Tal diciéndole, al hijo besó y una lágrima a tierra

sus mejillas dejaron caer, una lagrima en tanto

contenida […].

Odisea, Canto XVI, 188-192. Traducción de José Manuel Pabón.

¿Quién es el autor de esta frase? ¿Homero? Pero, ¿quién fue Homero? Si Homero (de haber existido como un solo autor) vivió en el siglo VIII a.C., y la Ilíada y la Odisea fueron puestos por escrito dos o tres siglos después, manteniéndose hasta entonces como una tradición oral, ¿quién es el autor de estos versos?

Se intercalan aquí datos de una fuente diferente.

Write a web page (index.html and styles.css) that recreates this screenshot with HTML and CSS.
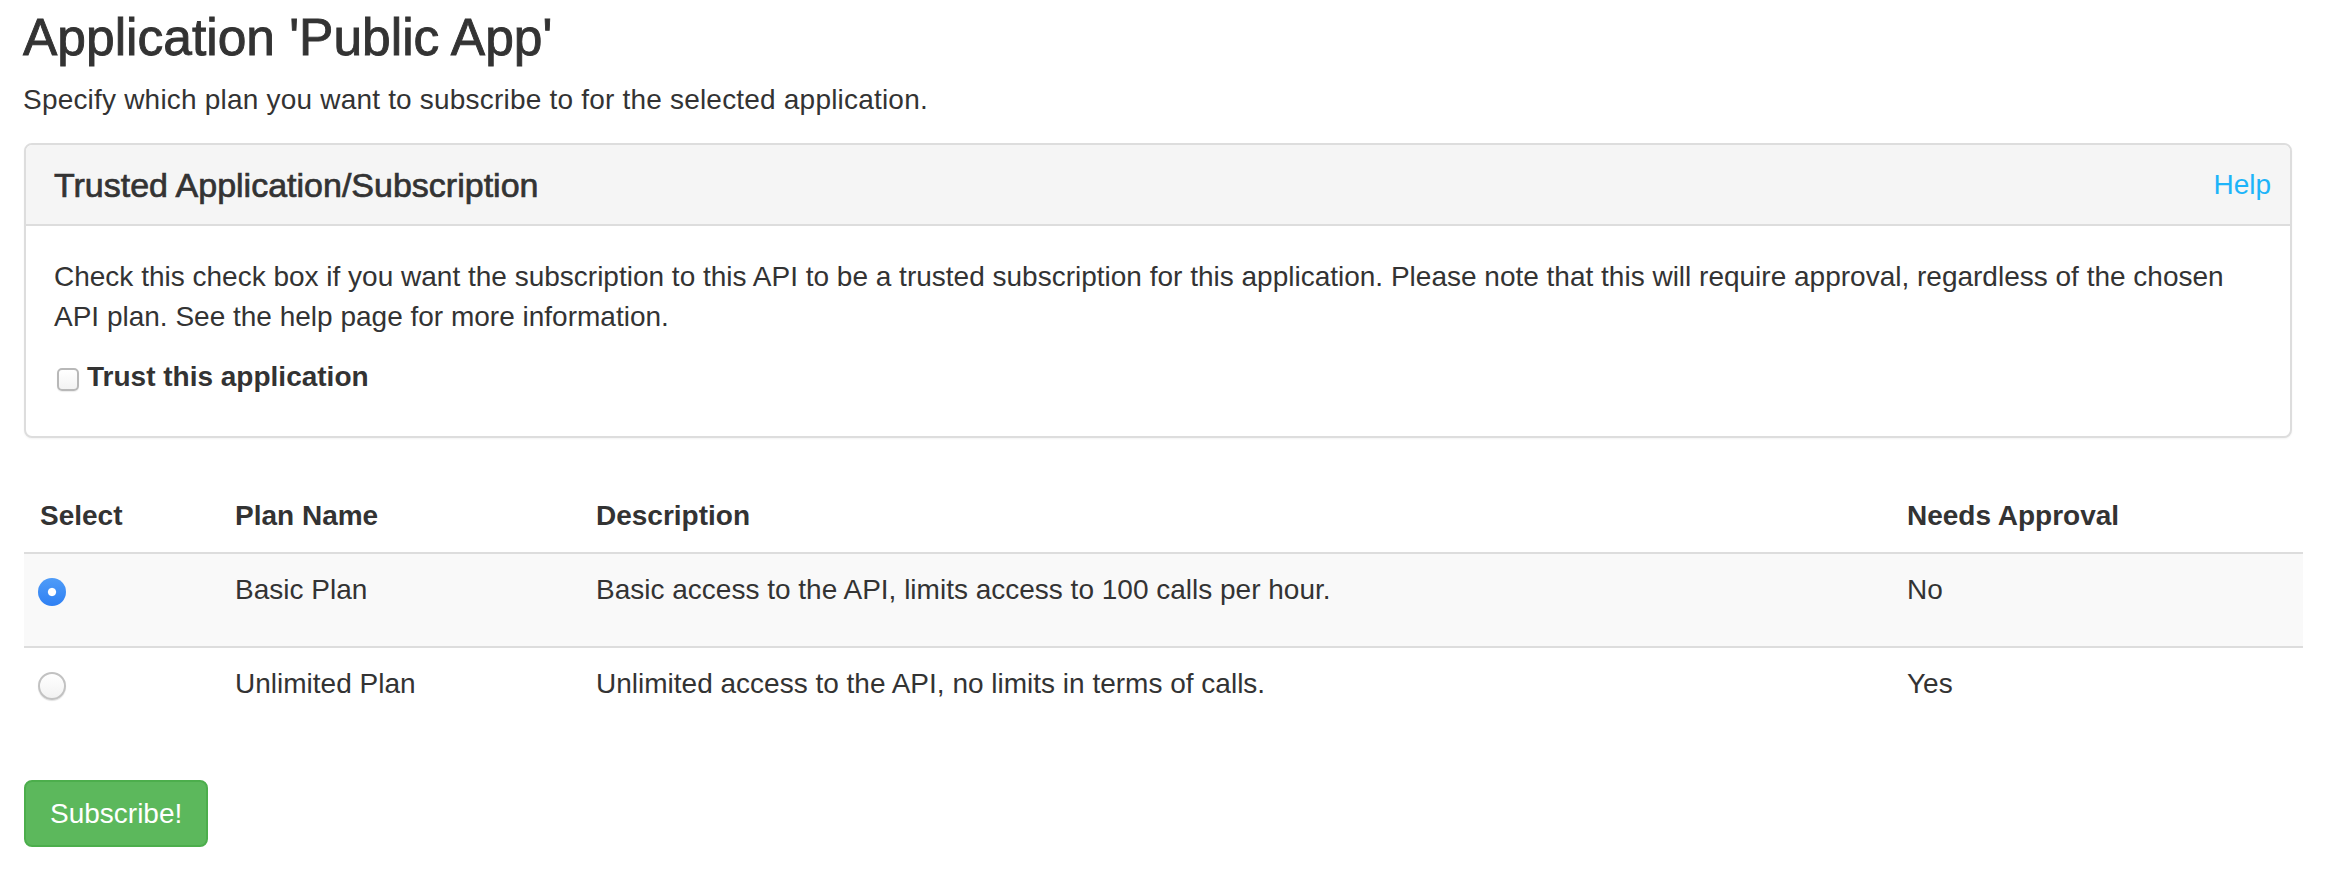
FILE: index.html
```html
<!DOCTYPE html>
<html lang="en">
<head>
<meta charset="utf-8">
<title>Application 'Public App'</title>
<link rel="stylesheet" href="styles.css">
</head>
<body>
<div class="page">
  <h3 class="title">Application 'Public App'</h3>
  <p class="intro">Specify which plan you want to subscribe to for the selected application.</p>

  <div class="panel">
    <div class="panel-heading">
      <span class="panel-title">Trusted Application/Subscription</span>
      <a class="help" href="#">Help</a>
    </div>
    <div class="panel-body">
      <p class="panel-text">Check this check box if you want the subscription to this API to be a trusted subscription for this application. Please note that this will require approval, regardless of the chosen API plan. See the help page for more information.</p>
      <label class="check"><input type="checkbox" class="checkbox">Trust this application</label>
    </div>
  </div>

  <table class="plans">
    <colgroup>
      <col class="c-select">
      <col class="c-name">
      <col class="c-desc">
      <col class="c-appr">
    </colgroup>
    <thead>
      <tr>
        <th>Select</th>
        <th>Plan Name</th>
        <th>Description</th>
        <th>Needs Approval</th>
      </tr>
    </thead>
    <tbody>
      <tr class="striped">
        <td><div class="radio-cell"><input type="radio" name="plan" class="radio" checked></div></td>
        <td>Basic Plan</td>
        <td>Basic access to the API, limits access to 100 calls per hour.</td>
        <td>No</td>
      </tr>
      <tr>
        <td><div class="radio-cell"><input type="radio" name="plan" class="radio"></div></td>
        <td>Unlimited Plan</td>
        <td>Unlimited access to the API, no limits in terms of calls.</td>
        <td>Yes</td>
      </tr>
    </tbody>
  </table>

  <button class="btn-success" type="button">Subscribe!</button>
</div>
</body>
</html>
```

FILE: styles.css
```css
* { box-sizing: border-box; }

html, body {
  margin: 0;
  padding: 0;
  background: #fff;
}

body {
  font-family: "Liberation Sans", Arial, Helvetica, sans-serif;
  font-size: 28px;
  line-height: 40px;
  color: #333;
}

.page {
  padding: 10px 0 0 24px;
  width: 2303px;
}

.title {
  margin: 0 0 15px -1px;
  font-size: 51.5px;
  line-height: 55px;
  font-weight: normal;
  color: #333;
  -webkit-text-stroke: 0.9px #333;
}

.intro {
  margin: 0 0 23px -1px;
  letter-spacing: 0.2px;
}

.panel {
  width: 2268px;
  border: 2px solid #ddd;
  border-radius: 8px;
  background: #fff;
  box-shadow: 0 1px 2px rgba(0, 0, 0, 0.05);
}

.panel-heading {
  height: 81px;
  display: flex;
  align-items: center;
  justify-content: space-between;
  padding: 0 19px 0 28px;
  background: #f5f5f5;
  border-bottom: 2px solid #ddd;
  border-radius: 6px 6px 0 0;
}

.panel-title {
  font-size: 34px;
  line-height: 38px;
  color: #333;
  -webkit-text-stroke: 0.7px #333;
  padding-top: 1px;
}

.help {
  color: #1db4f9;
  text-decoration: none;
  font-size: 28px;
  line-height: 40px;
}

.panel-body {
  padding: 31px 28px 39px 28px;
}

.panel-text {
  margin: 0 0 20px 0;
}

.check {
  display: flex;
  align-items: center;
  font-weight: bold;
  height: 40px;
  padding-left: 3px;
}

.checkbox {
  -webkit-appearance: none;
  appearance: none;
  flex: none;
  width: 22px;
  height: 23px;
  margin: 5px 8px 0 0;
  border: 2px solid #b8b8b8;
  border-radius: 5px;
  background: linear-gradient(#ffffff, #f3f3f3);
  box-shadow: 0 1px 1px rgba(0, 0, 0, 0.08);
}

.plans {
  margin-top: 42px;
  width: 2279px;
  border-collapse: collapse;
  table-layout: fixed;
}

.c-select { width: 195px; }
.c-name { width: 361px; }
.c-desc { width: 1311px; }
.c-appr { width: 412px; }

.plans th {
  text-align: left;
  font-weight: bold;
  padding: 16px;
  border-bottom: 2px solid #ddd;
  vertical-align: bottom;
}

.plans td {
  padding: 16px;
  border-top: 2px solid #ddd;
  vertical-align: top;
}

.plans tr.striped td {
  background: #f9f9f9;
}

.radio-cell {
  height: 60px;
  padding-top: 8px;
}

.radio {
  -webkit-appearance: none;
  appearance: none;
  display: block;
  width: 28px;
  height: 28px;
  margin: 0 0 0 -2px;
  border-radius: 50%;
  border: 2px solid #c2c2c2;
  background: linear-gradient(#ffffff, #f2f2f2);
  box-shadow: 0 1px 1px rgba(0, 0, 0, 0.12);
}

.radio:checked {
  border: none;
  background:
    radial-gradient(circle at 50% 50%, #ffffff 0, #ffffff 3.6px, rgba(255,255,255,0) 4.6px),
    linear-gradient(#4f9cf8, #2f80f3);
  box-shadow: none;
}

.btn-success {
  display: block;
  margin-top: 40px;
  height: 67px;
  padding: 0 24px;
  font-family: "Liberation Sans", Arial, Helvetica, sans-serif;
  font-size: 28px;
  line-height: 40px;
  color: #fff;
  background: #5cb85c;
  border: 2px solid #4cae4c;
  border-radius: 8px;
  cursor: pointer;
}
```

Téngase en cuenta que tradición oral significa, muy probablemente, poetas o actores zarrapastrosos viajando de pueblo en pueblo relatando las aventuras de Odiseo. Y aquí me resulta imposible no visualizar la escena como si fuera parte de La vida de Brian…

Por lo tanto estamos hablando de unos versos que fueron magreados y optimizados a gusto y gana durante varios siglos hasta encontrar una forma escrita que sería interesante comparar con la que surgió de la mente de Homero. Y eso asumiendo que el propio Homero existiera o fuera una sola persona…

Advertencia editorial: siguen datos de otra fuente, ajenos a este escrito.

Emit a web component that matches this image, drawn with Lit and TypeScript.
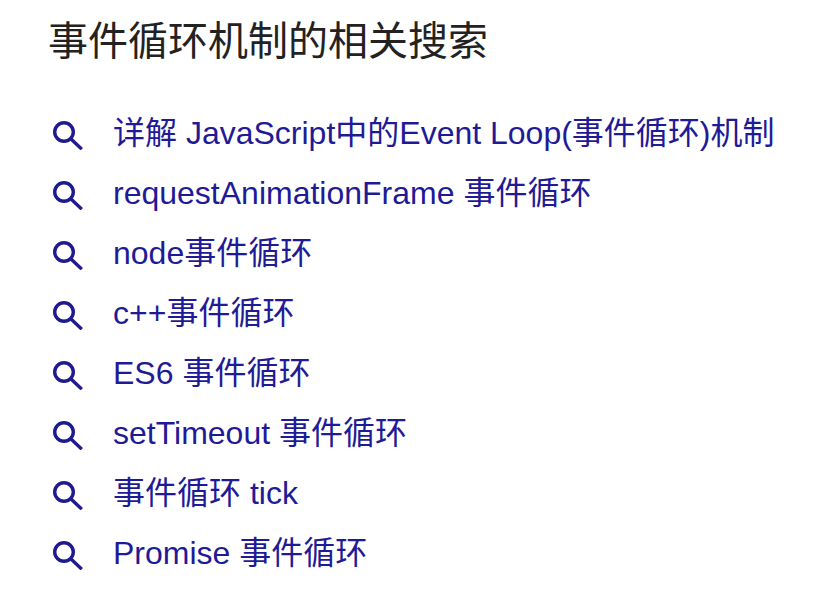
import { css, html, LitElement } from 'lit';
import { customElement } from 'lit/decorators.js';

const searches = [
  '详解 JavaScript中的Event Loop(事件循环)机制',
  'requestAnimationFrame 事件循环',
  'node事件循环',
  'c++事件循环',
  'ES6 事件循环',
  'setTimeout 事件循环',
  '事件循环 tick',
  'Promise 事件循环',
];

@customElement('app-root')
export class AppRoot extends LitElement {
  static styles = css`
    :host {
      display: block;
      height: 590px;
      overflow: hidden;
      background: #fff;
      font-family: 'Liberation Sans', 'Noto Sans CJK SC', sans-serif;
    }

    .title {
      margin: 0;
      padding: 17px 0 0 48px;
      font-size: 40px;
      line-height: 48px;
      font-weight: 400;
      color: #222;
    }

    .list {
      list-style: none;
      margin: 0;
      padding: 38px 0 0 50px;
    }

    .list li {
      display: flex;
      align-items: center;
      gap: 28px;
      height: 60px;
    }

    .list a {
      color: #1f1a96;
      font-size: 32px;
      line-height: 60px;
      text-decoration: none;
      white-space: nowrap;
    }

    .list svg {
      flex: none;
      width: 35px;
      height: 34px;
      fill: none;
      stroke: #1f1a8f;
      stroke-width: 3.4;
    }
  `;

  render() {
    return html`
      <h2 class="title">事件循环机制的相关搜索</h2>
      <ul class="list">
        ${searches.map(
          (label) => html`<li>
            <svg viewBox="0 0 35 34">
              <circle cx="14" cy="16" r="9.3"></circle>
              <path d="M21 23 L31.8 33.2"></path>
            </svg>
            <a href="#">${label}</a>
          </li>`
        )}
      </ul>
    `;
  }
}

Y, por otro lado, ¿no deberíamos asignar cierto mérito en lo que está recibiendo últimamente nuestro cerebro a la asombrosa y evocadora traducción en verso rítimico de José Manuel Pabón? Así como a las traducciones previas de la Odisea al castellano, que alguna influencia en Pabón imagino que tendrían (y la primera de las cuales data de 1550).

¿Dónde queda entonces le mot juste?

Esto no es una pipa

Otros ejemplos notables son la Biblia o incluso las obras de Shakespeare. Pero el caso más espectacular con el que me he topado recientemente es el de las aventuras del Quijote chino escritas (decir traducidas sería aventurado) por el erudito Lin Shu en 1922. Lean este artículo de Susana Arroyo que no tiene desperdicio.

Eso no quiere decir que no se tenga que aspirar a la búsqueda de la palabra justa cuando se escribe. El objetivo básico del buen escritor, los cimientos sobre los que se tiene que construir todo lo demás, es primero saber lo que quiere comunicar, y después hacerlo. Y solo se comunicará efectivamente trabajando en la precisión. Pero no debemos quedarnos ahí.

Las grandes historias son las hechas para ser contadas junto al fuego, las que crean lágrimas y escalofríos y nos dan una perspectiva sobre el mundo. Las mitologías, las que dan sentido a las vidas, las que contienen multitudes. Las que están hechas para ser cantadas en un himno, y también recordadas en soledad. Las que infunden ánimo o terror, o también las que curan tristezas. Las que nos llenan. Las que nos hacen ser lo que somos. Dicen que fueron las historias las que separaron al sapiens del neandertal. Historias donde las mots justes, si existieron, fueron deformadas, pervertidas y manoseadas hasta el infinito.

Que los hados te concedan muchas crappy translations.